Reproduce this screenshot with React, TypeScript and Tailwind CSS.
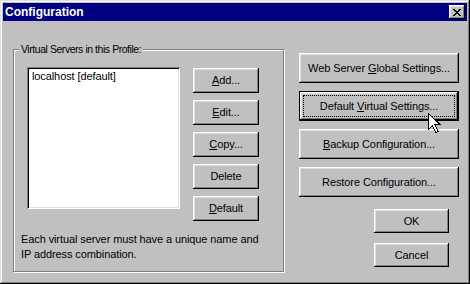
import React from "react";

const bevel =
  "shadow-[inset_-1px_-1px_#000,inset_1px_1px_#fff,inset_-2px_-2px_#808080,inset_2px_2px_#dfdfdf]";

function Btn({
  children,
  className = "",
}: {
  children: React.ReactNode;
  className?: string;
}) {
  return (
    <button
      className={`flex items-center justify-center bg-[#c0c0c0] text-black ${bevel} ${className}`}
    >
      {children}
    </button>
  );
}

function Cursor() {
  return (
    <svg
      className="absolute left-[428px] top-[113px]"
      width="13"
      height="21"
      viewBox="0 0 13 21"
    >
      <path
        d="M0.5 0.5 L0.5 16.5 L4.5 12.5 L7.5 19.5 L10 18.5 L7 11.5 L12 11.5 Z"
        fill="#fff"
        stroke="#000"
        strokeWidth="1"
        shapeRendering="crispEdges"
      />
    </svg>
  );
}

export default function App() {
  return (
    <div
      className="relative w-[470px] h-[284px] bg-[#c0c0c0] p-[3px] text-[11px] tracking-[-0.1px] text-black shadow-[inset_-1px_-1px_#000,inset_1px_1px_#dfdfdf,inset_-2px_-2px_#808080,inset_2px_2px_#fff]"
      style={{ fontFamily: '"Liberation Sans", Arial, sans-serif' }}
    >
      {/* Title bar */}
      <div className="flex h-[18px] items-center justify-between bg-[#000080] pl-[2px] pr-[2px]">
        <span className="text-[12px] font-bold tracking-normal text-white">Configuration</span>
        <button
          className={`flex h-[14px] w-[16px] items-center justify-center bg-[#c0c0c0] ${bevel}`}
        >
          <svg width="8" height="7" viewBox="0 0 8 7" shapeRendering="crispEdges">
            <path
              d="M0 0h2v1h-2zM6 0h2v1h-2zM1 1h2v1h-2zM5 1h2v1h-2zM2 2h4v1h-4zM3 3h2v1h-2zM2 4h4v1h-4zM1 5h2v1h-2zM5 5h2v1h-2zM0 6h2v1h-2zM6 6h2v1h-2z"
              fill="#000"
            />
          </svg>
        </button>
      </div>

      <div className="flex pl-[10px]">
        {/* Group box */}
        <div className="relative mt-[28px] h-[223px] w-[271px] border border-[#808080] pl-[7px] pt-[17px] shadow-[inset_1px_1px_#fff,1px_1px_#fff]">
          <span className="absolute -top-[8px] left-[5px] bg-[#c0c0c0] px-[2px] text-[10.5px] leading-[14px] tracking-[-0.45px]">
            Virtual Servers in this Profile:
          </span>
          <div className="flex">
            <div className="ml-[6px] h-[142px] w-[153px] bg-white px-[4px] pt-[2px] shadow-[inset_1px_1px_#808080,inset_-1px_-1px_#fff,inset_2px_2px_#000,inset_-2px_-2px_#dfdfdf]">
              <div className="pl-[1px] leading-[15px]">localhost [default]</div>
            </div>
            <div className="ml-[13px] mt-[1px] flex w-[66px] flex-col gap-[7px]">
              <Btn className="h-[25px]">
                <u>A</u>dd...
              </Btn>
              <Btn className="h-[25px]">
                <u>E</u>dit...
              </Btn>
              <Btn className="h-[25px]">
                <u>C</u>opy...
              </Btn>
              <Btn className="h-[25px]">Delete</Btn>
              <Btn className="h-[25px]">
                <u>D</u>efault
              </Btn>
            </div>
          </div>
          <p className="mt-[11px] leading-[15px]">
            Each virtual server must have a unique name and
            <br />
            IP address combination.
          </p>
        </div>

        {/* Right column */}
        <div className="ml-[15px] mt-[32px] flex w-[160px] flex-col">
          <div className="flex flex-col gap-[8px]">
            <Btn className="h-[30px]">
              Web Server&nbsp;<u>G</u>lobal Settings...
            </Btn>
            <button
              className={`h-[30px] border border-black bg-[#c0c0c0] p-[3px] ${bevel}`}
            >
              <span className="flex h-full w-full items-center justify-center border border-dotted border-black">
                Default&nbsp;<u>V</u>irtual Settings...
              </span>
            </button>
            <Btn className="h-[30px]">
              <u>B</u>ackup Configuration...
            </Btn>
            <Btn className="h-[30px]">Restore Configuration...</Btn>
          </div>
          <div className="ml-[75px] mt-[12px] flex flex-col gap-[10px]">
            <Btn className="h-[24px] w-[75px]">OK</Btn>
            <Btn className="h-[24px] w-[75px]">Cancel</Btn>
          </div>
        </div>
      </div>

      <Cursor />
    </div>
  );
}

⁂

Instruction: Write out the whole listing again, exactly, with no pictures.

Solution for this exercise:
Reproduce this screenshot with React, TypeScript and Tailwind CSS.
import React from "react";

const bevel =
  "shadow-[inset_-1px_-1px_#000,inset_1px_1px_#fff,inset_-2px_-2px_#808080,inset_2px_2px_#dfdfdf]";

function Btn({
  children,
  className = "",
}: {
  children: React.ReactNode;
  className?: string;
}) {
  return (
    <button
      className={`flex items-center justify-center bg-[#c0c0c0] text-black ${bevel} ${className}`}
    >
      {children}
    </button>
  );
}

function Cursor() {
  return (
    <svg
      className="absolute left-[428px] top-[113px]"
      width="13"
      height="21"
      viewBox="0 0 13 21"
    >
      <path
        d="M0.5 0.5 L0.5 16.5 L4.5 12.5 L7.5 19.5 L10 18.5 L7 11.5 L12 11.5 Z"
        fill="#fff"
        stroke="#000"
        strokeWidth="1"
        shapeRendering="crispEdges"
      />
    </svg>
  );
}

export default function App() {
  return (
    <div
      className="relative w-[470px] h-[284px] bg-[#c0c0c0] p-[3px] text-[11px] tracking-[-0.1px] text-black shadow-[inset_-1px_-1px_#000,inset_1px_1px_#dfdfdf,inset_-2px_-2px_#808080,inset_2px_2px_#fff]"
      style={{ fontFamily: '"Liberation Sans", Arial, sans-serif' }}
    >
      {/* Title bar */}
      <div className="flex h-[18px] items-center justify-between bg-[#000080] pl-[2px] pr-[2px]">
        <span className="text-[12px] font-bold tracking-normal text-white">Configuration</span>
        <button
          className={`flex h-[14px] w-[16px] items-center justify-center bg-[#c0c0c0] ${bevel}`}
        >
          <svg width="8" height="7" viewBox="0 0 8 7" shapeRendering="crispEdges">
            <path
              d="M0 0h2v1h-2zM6 0h2v1h-2zM1 1h2v1h-2zM5 1h2v1h-2zM2 2h4v1h-4zM3 3h2v1h-2zM2 4h4v1h-4zM1 5h2v1h-2zM5 5h2v1h-2zM0 6h2v1h-2zM6 6h2v1h-2z"
              fill="#000"
            />
          </svg>
        </button>
      </div>

      <div className="flex pl-[10px]">
        {/* Group box */}
        <div className="relative mt-[28px] h-[223px] w-[271px] border border-[#808080] pl-[7px] pt-[17px] shadow-[inset_1px_1px_#fff,1px_1px_#fff]">
          <span className="absolute -top-[8px] left-[5px] bg-[#c0c0c0] px-[2px] text-[10.5px] leading-[14px] tracking-[-0.45px]">
            Virtual Servers in this Profile:
          </span>
          <div className="flex">
            <div className="ml-[6px] h-[142px] w-[153px] bg-white px-[4px] pt-[2px] shadow-[inset_1px_1px_#808080,inset_-1px_-1px_#fff,inset_2px_2px_#000,inset_-2px_-2px_#dfdfdf]">
              <div className="pl-[1px] leading-[15px]">localhost [default]</div>
            </div>
            <div className="ml-[13px] mt-[1px] flex w-[66px] flex-col gap-[7px]">
              <Btn className="h-[25px]">
                <u>A</u>dd...
              </Btn>
              <Btn className="h-[25px]">
                <u>E</u>dit...
              </Btn>
              <Btn className="h-[25px]">
                <u>C</u>opy...
              </Btn>
              <Btn className="h-[25px]">Delete</Btn>
              <Btn className="h-[25px]">
                <u>D</u>efault
              </Btn>
            </div>
          </div>
          <p className="mt-[11px] leading-[15px]">
            Each virtual server must have a unique name and
            <br />
            IP address combination.
          </p>
        </div>

        {/* Right column */}
        <div className="ml-[15px] mt-[32px] flex w-[160px] flex-col">
          <div className="flex flex-col gap-[8px]">
            <Btn className="h-[30px]">
              Web Server&nbsp;<u>G</u>lobal Settings...
            </Btn>
            <button
              className={`h-[30px] border border-black bg-[#c0c0c0] p-[3px] ${bevel}`}
            >
              <span className="flex h-full w-full items-center justify-center border border-dotted border-black">
                Default&nbsp;<u>V</u>irtual Settings...
              </span>
            </button>
            <Btn className="h-[30px]">
              <u>B</u>ackup Configuration...
            </Btn>
            <Btn className="h-[30px]">Restore Configuration...</Btn>
          </div>
          <div className="ml-[75px] mt-[12px] flex flex-col gap-[10px]">
            <Btn className="h-[24px] w-[75px]">OK</Btn>
            <Btn className="h-[24px] w-[75px]">Cancel</Btn>
          </div>
        </div>
      </div>

      <Cursor />
    </div>
  );
}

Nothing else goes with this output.